I am profoundly grateful for the unstinting support of Ray and Elayne Hack, the late Phil Davis, Liz Hack and Rich Larach, and Tracy, Tim, Katie, and James O’Connell. Without Nancy Davis and Matty and Benjamin Hack, the writing of this book would have been unimaginable—along with much else besides. I know no way to adequately thank them. I can say, though, that one of the countless things for which I am grateful is that they will not mind being thanked alongside the feline members of our family, past and present: Emma, Piper, and Callisto. On the contrary, they would insist on it.
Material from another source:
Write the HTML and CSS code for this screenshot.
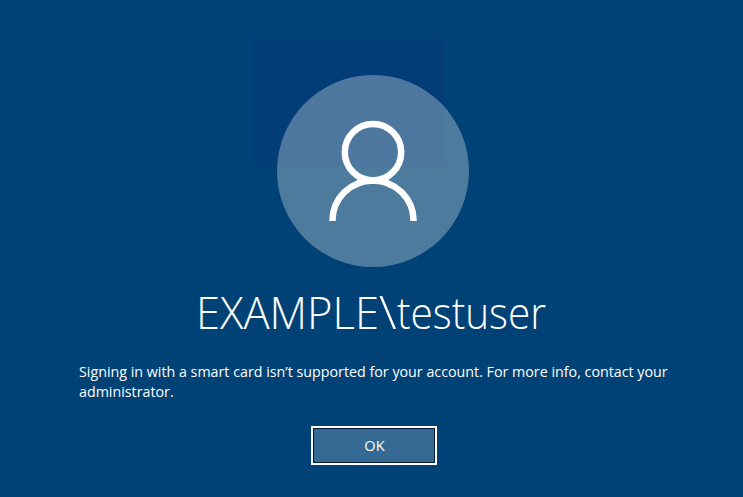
FILE: index.html
```
<!DOCTYPE html>
<html lang="en">
<head>
<meta charset="utf-8">
<title>Sign in</title>
<link rel="stylesheet" href="styles.css">
</head>
<body>
<main class="screen">
  <div class="glow"></div>
  <svg class="avatar" viewBox="0 0 192 192" aria-hidden="true">
    <circle class="disc" cx="96" cy="96" r="96"/>
    <g class="person">
      <circle cx="96" cy="77.2" r="28.2"/>
      <path d="M55.4 146a40.6 40.6 0 0 1 81.2 0"/>
    </g>
  </svg>
  <h1 class="user"><span class="domain">EXAMPLE</span><span class="slash">\</span><span class="name">testuser</span></h1>
  <p class="message">Signing in with a smart card isn’t supported for your account. For more info, contact your<br>administrator.</p>
  <button class="ok"><span>OK</span></button>
</main>
</body>
</html>
```
FILE: styles.css
```
* { box-sizing: border-box; }
body {
  margin: 0;
  background: #004275;
  color: #fff;
  font-family: "Open Sans", "Noto Sans", sans-serif;
}
.screen {
  position: relative;
  width: 743px;
  height: 497px;
  padding-top: 75px;
  display: flex;
  flex-direction: column;
  align-items: center;
  overflow: hidden;
}
.glow {
  position: absolute;
  left: 252px;
  top: 38px;
  width: 192px;
  height: 128px;
  background: #023d78;
}
.avatar {
  position: relative;
  width: 192px;
  height: 192px;
  flex: none;
  margin-left: 3px;
}
.disc { fill: #fff; fill-opacity: .3; }
.person { fill: none; stroke: #fff; stroke-width: 6.5; }
.user {
  display: flex;
  width: 351px;
  margin: 15px 0 0;
  height: 60px;
  line-height: 60px;
  font-size: 45px;
  font-weight: 300;
  white-space: nowrap;
}
.user span { display: block; flex: none; transform-origin: 0 46px; }
.domain { width: 183px; transform: scaleX(.967); }
.slash { width: 18px; transform: scale(1.15, 1.03); }
.name { width: 150px; transform: scaleX(.9); }
.message {
  width: 600px;
  margin: 19px 0 0;
  padding-left: 7px;
  font-size: 15px;
  line-height: 20px;
  white-space: nowrap;
  transform: scaleX(.951);
  transform-origin: 7px 0;
}
.ok {
  width: 126px;
  height: 39px;
  margin: 25px 0 0 5px;
  padding: 0 0 2px;
  border: 2px solid #fff;
  box-shadow: inset 0 0 0 1px #001a36;
  background: #346a93;
  color: #fff;
  font: 15px "Open Sans", "Noto Sans", sans-serif;
}
.ok span { display: inline-block; transform: scaleX(.97); }
```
Earlier versions of chapter 1 were published as “Close Reading at a Distance: The African-Americanization of Bleak House,” Critical Inquiry 34:4, © 2008 by the University of Chicago, and “Close Reading at a Distance: Bleak House,” Novel: A Forum on Fiction 42:3, © 2009 Novel, Inc. Parts of chapter 2 appeared in “Wild Charges: The Afro-Haitian ‘Charge of the Light Brigade,’” Victorian Studies 54:2, © 2012 by the Trustees of Indiana University, and “The Canon in Front of Them: African American Deployments of ‘The Charge of the Light Brigade,’” in Early African American Print Culture, ed. Lara Cohen and Jordan Stein, © 2012 by the University of Pennsylvania Press. Some material in chapter 3 was published in “Transatlantic Eliot: African American Connections,” in A Companion to George Eliot, ed. Amanda Anderson and Harry E. Shaw, © 2013 by John Wiley & Sons, Ltd. Part of chapter 5, along with a few paragraphs from the introduction and chapter 4, were published in “Contending with Tennyson: Pauline Hopkins and the Victorian Presence in African American Literature,” American Literary History 28:3, © 2016 by Daniel Hack. I am grateful to the editors and manuscript reviewers for their encouragement and feedback, and to the publishers for permission to reprint.